▶ AIM
Omit all pictures and transcribe only the lines in the entries below that run from the line with "Output the component" through the line with "string; credits: string;".

▶ SUPPLIED RECORDS
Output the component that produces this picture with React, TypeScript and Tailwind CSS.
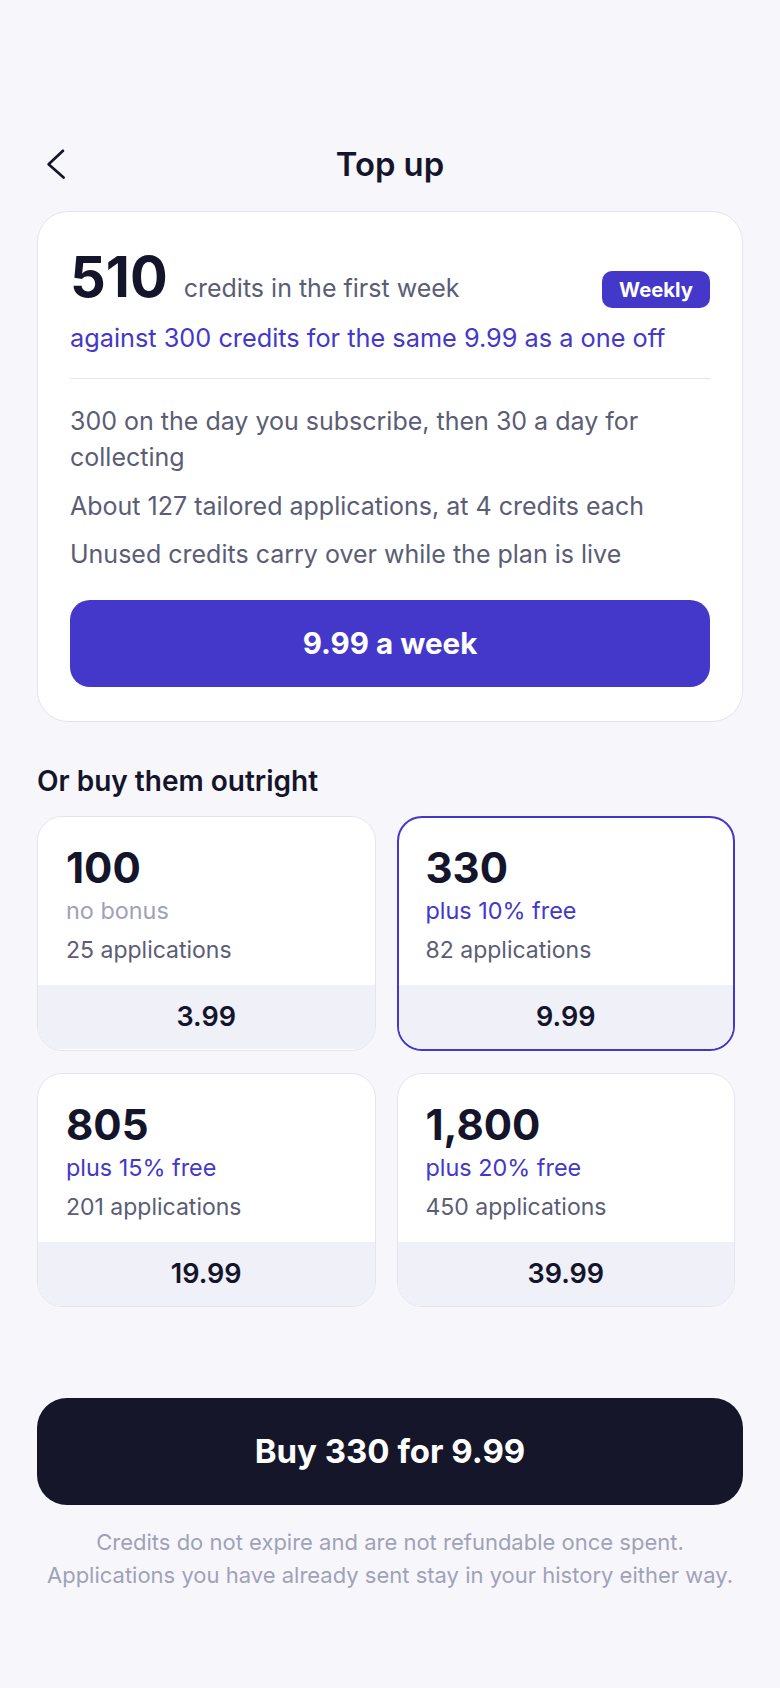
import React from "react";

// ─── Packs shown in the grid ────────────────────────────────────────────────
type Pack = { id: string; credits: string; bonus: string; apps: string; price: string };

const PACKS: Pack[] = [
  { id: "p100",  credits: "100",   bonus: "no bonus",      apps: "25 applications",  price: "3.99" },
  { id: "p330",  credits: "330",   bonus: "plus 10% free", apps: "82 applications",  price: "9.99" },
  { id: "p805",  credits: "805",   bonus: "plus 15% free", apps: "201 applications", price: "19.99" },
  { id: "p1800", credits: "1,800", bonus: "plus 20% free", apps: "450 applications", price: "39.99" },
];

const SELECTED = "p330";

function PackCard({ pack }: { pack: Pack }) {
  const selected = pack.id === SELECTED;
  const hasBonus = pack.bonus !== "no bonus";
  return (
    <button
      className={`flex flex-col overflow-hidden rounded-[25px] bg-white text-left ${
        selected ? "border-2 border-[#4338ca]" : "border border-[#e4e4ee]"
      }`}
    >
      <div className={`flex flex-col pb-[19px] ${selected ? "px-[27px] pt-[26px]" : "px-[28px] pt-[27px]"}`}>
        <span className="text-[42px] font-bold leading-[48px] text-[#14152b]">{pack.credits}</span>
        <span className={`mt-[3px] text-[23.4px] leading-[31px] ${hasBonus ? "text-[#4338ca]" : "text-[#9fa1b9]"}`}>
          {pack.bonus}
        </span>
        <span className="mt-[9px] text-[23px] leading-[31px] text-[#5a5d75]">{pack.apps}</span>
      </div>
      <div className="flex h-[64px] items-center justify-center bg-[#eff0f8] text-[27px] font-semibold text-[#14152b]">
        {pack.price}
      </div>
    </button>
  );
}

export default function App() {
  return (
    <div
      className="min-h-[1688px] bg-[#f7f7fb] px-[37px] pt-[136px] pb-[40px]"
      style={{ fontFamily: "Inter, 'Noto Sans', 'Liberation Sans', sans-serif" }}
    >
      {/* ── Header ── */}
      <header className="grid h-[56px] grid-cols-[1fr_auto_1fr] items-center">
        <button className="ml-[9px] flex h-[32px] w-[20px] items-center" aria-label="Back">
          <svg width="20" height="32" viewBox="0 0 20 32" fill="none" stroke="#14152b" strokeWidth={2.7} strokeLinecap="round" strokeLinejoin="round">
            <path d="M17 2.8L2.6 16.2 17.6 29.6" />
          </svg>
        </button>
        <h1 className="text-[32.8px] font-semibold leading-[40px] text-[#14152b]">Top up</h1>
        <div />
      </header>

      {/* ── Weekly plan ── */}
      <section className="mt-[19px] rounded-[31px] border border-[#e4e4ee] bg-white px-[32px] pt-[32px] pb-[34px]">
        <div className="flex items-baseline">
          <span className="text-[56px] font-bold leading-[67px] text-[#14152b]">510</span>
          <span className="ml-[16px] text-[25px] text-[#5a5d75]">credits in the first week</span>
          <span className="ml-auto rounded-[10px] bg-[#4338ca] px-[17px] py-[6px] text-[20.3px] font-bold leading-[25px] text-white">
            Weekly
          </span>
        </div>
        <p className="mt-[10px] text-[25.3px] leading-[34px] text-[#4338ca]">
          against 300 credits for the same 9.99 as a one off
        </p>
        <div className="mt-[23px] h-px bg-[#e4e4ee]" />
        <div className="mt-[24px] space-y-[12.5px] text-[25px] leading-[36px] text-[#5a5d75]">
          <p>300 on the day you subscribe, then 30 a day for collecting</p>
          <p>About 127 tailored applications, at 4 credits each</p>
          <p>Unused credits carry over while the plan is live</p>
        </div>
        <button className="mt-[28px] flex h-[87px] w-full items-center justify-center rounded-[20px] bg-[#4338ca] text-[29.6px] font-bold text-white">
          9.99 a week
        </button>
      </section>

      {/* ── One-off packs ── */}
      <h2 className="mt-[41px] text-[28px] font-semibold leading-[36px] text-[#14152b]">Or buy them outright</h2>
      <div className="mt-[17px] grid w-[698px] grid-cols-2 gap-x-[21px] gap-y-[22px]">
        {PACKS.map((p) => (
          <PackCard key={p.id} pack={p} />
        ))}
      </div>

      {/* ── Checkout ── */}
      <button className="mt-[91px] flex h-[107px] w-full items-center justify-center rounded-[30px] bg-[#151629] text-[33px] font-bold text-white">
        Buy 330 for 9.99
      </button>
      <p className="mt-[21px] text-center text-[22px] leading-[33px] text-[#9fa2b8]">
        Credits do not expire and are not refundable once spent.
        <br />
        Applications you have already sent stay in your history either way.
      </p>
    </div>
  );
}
--
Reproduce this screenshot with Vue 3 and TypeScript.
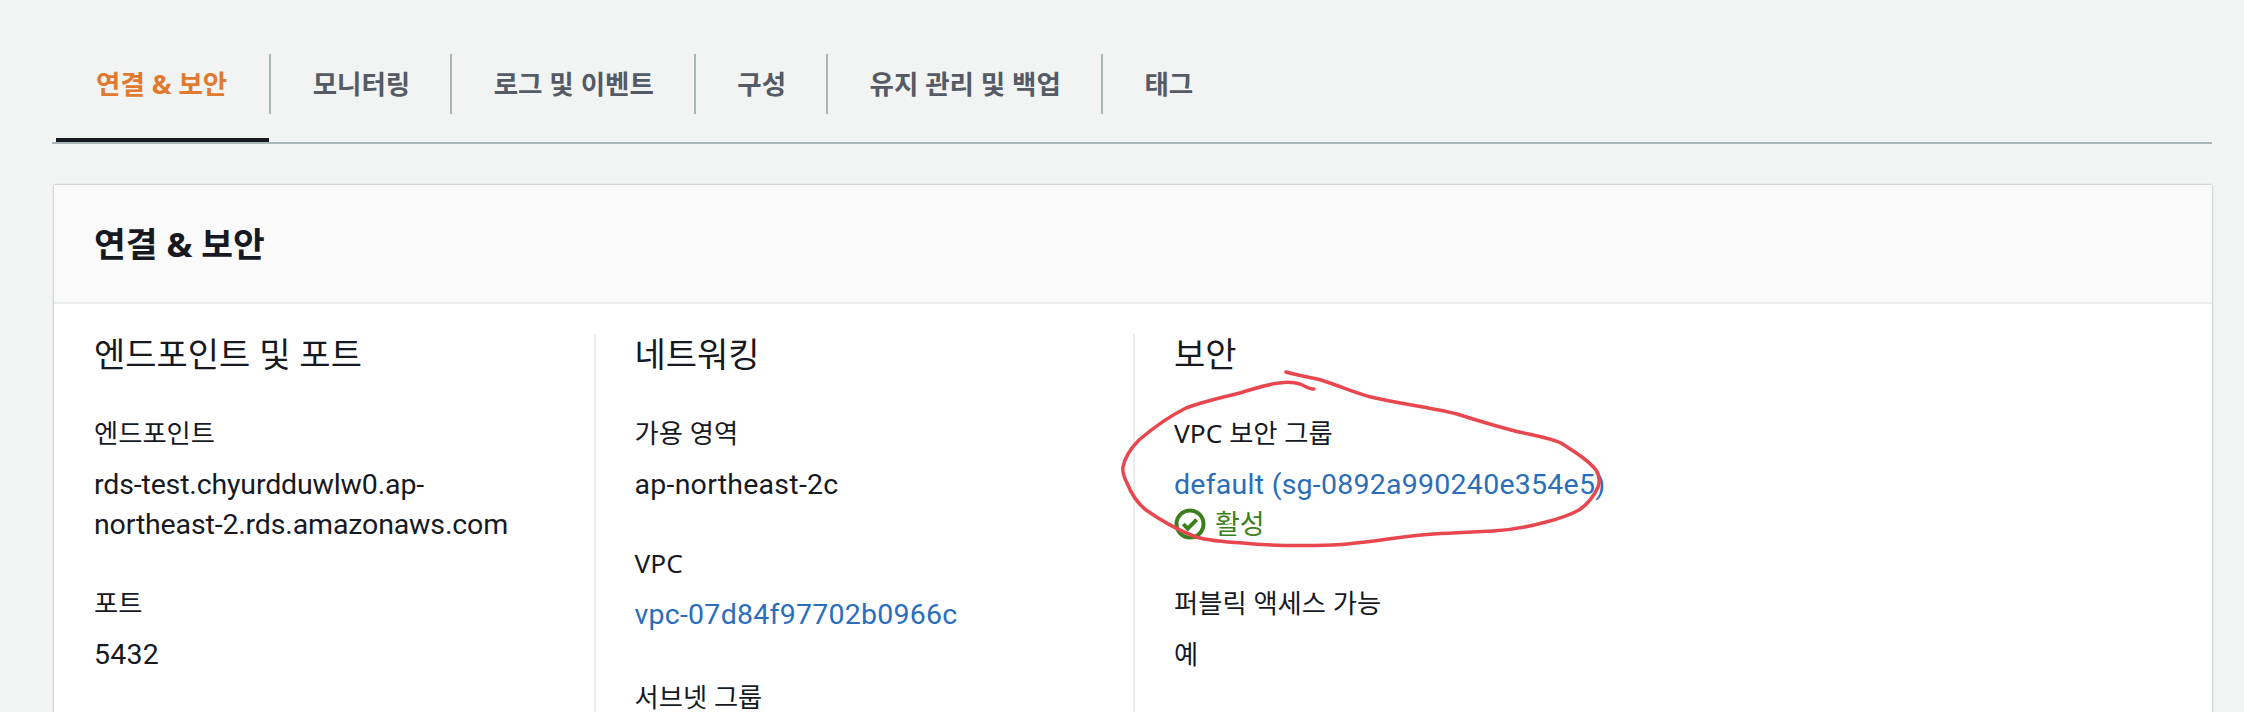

▶ IN RESPONSE
Output the component that produces this picture with React, TypeScript and Tailwind CSS.
import React from "react";

// ─── Packs shown in the grid ────────────────────────────────────────────────
type Pack = { id: string; credits: string; bonus: string; apps: string; price: string };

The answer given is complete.